**STORED DATA**
□ □ □ □
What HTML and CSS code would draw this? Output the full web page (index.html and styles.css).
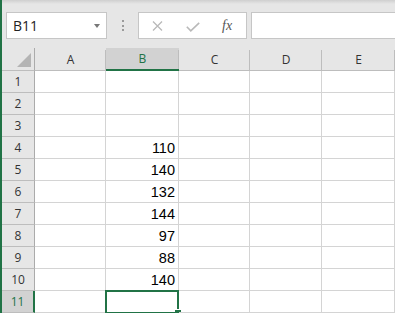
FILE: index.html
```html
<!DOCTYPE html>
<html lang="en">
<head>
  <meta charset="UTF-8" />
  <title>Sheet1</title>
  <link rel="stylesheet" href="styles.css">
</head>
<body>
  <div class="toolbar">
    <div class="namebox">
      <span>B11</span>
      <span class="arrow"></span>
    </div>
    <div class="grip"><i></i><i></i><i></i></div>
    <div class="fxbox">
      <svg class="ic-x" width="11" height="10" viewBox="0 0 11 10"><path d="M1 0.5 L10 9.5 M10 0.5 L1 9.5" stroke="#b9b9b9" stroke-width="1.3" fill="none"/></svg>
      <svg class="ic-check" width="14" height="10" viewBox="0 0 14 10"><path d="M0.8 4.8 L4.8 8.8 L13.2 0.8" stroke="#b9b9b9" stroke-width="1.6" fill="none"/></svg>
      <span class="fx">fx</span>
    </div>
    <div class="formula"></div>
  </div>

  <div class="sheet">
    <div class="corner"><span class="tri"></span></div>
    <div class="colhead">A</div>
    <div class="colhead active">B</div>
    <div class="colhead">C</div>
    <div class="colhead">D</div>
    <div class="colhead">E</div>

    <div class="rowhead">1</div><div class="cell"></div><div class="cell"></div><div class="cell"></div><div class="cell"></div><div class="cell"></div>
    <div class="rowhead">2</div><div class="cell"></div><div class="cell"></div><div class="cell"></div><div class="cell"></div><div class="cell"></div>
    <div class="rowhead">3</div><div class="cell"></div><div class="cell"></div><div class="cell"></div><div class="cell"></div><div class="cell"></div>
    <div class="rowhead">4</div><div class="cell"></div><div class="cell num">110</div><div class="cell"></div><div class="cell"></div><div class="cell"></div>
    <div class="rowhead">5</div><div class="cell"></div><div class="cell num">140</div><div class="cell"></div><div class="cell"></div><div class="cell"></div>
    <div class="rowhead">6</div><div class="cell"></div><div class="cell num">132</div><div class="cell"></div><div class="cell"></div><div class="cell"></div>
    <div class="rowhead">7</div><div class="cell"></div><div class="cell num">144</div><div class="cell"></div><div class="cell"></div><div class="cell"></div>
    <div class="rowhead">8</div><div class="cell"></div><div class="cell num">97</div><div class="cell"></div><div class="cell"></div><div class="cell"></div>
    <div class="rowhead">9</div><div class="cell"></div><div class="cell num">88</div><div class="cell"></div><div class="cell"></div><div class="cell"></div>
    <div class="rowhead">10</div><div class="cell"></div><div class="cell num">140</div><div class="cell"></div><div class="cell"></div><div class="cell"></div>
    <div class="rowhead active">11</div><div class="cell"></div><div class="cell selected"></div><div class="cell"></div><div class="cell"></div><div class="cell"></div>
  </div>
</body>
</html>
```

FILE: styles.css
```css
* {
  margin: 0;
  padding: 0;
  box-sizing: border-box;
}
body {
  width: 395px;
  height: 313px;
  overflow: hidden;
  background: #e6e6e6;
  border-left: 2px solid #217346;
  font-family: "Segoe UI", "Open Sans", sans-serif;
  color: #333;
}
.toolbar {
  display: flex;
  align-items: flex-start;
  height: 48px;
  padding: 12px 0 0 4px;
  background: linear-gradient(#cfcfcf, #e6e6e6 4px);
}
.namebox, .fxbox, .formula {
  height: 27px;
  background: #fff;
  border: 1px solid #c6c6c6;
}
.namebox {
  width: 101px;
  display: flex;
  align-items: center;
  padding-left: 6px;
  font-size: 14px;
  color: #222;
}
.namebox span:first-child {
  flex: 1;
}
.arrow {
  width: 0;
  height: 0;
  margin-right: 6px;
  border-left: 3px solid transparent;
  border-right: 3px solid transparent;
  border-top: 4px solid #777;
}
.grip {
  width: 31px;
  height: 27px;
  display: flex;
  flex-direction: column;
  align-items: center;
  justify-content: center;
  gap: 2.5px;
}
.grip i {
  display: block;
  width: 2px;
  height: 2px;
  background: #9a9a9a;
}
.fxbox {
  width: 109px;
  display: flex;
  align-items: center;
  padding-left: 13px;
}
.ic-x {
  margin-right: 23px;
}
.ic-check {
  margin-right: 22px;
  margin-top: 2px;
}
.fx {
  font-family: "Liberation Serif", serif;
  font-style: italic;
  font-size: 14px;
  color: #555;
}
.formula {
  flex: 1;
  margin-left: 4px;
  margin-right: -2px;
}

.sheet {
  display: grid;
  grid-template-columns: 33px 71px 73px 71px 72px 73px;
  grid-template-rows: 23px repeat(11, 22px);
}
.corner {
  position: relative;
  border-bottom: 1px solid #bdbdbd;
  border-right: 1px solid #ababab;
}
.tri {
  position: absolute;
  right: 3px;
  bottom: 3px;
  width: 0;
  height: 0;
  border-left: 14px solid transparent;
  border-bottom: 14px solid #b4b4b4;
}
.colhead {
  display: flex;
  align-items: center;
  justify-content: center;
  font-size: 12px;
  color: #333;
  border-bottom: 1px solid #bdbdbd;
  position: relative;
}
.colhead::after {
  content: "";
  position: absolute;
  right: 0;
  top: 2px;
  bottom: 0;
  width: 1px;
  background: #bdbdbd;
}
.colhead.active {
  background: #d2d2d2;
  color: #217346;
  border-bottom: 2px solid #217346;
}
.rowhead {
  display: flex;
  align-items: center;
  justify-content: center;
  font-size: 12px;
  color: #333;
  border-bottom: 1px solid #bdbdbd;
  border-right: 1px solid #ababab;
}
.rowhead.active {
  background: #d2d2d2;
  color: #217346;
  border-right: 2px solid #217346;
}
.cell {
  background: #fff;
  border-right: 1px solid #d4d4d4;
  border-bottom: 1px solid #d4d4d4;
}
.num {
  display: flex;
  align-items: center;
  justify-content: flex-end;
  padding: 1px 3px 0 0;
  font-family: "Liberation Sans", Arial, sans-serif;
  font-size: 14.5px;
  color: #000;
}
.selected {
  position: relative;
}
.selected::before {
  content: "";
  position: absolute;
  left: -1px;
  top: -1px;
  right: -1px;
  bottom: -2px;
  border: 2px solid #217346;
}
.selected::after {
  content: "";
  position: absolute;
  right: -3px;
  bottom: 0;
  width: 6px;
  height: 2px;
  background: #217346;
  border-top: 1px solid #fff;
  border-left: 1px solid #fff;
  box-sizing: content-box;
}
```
□ □ □ □
**TASK TO CARRY OUT**
Which lines contain "index"? Copy each of them.

**COMPLETE RESPONSE**
What HTML and CSS code would draw this? Output the full web page (index.html and styles.css).
FILE: index.html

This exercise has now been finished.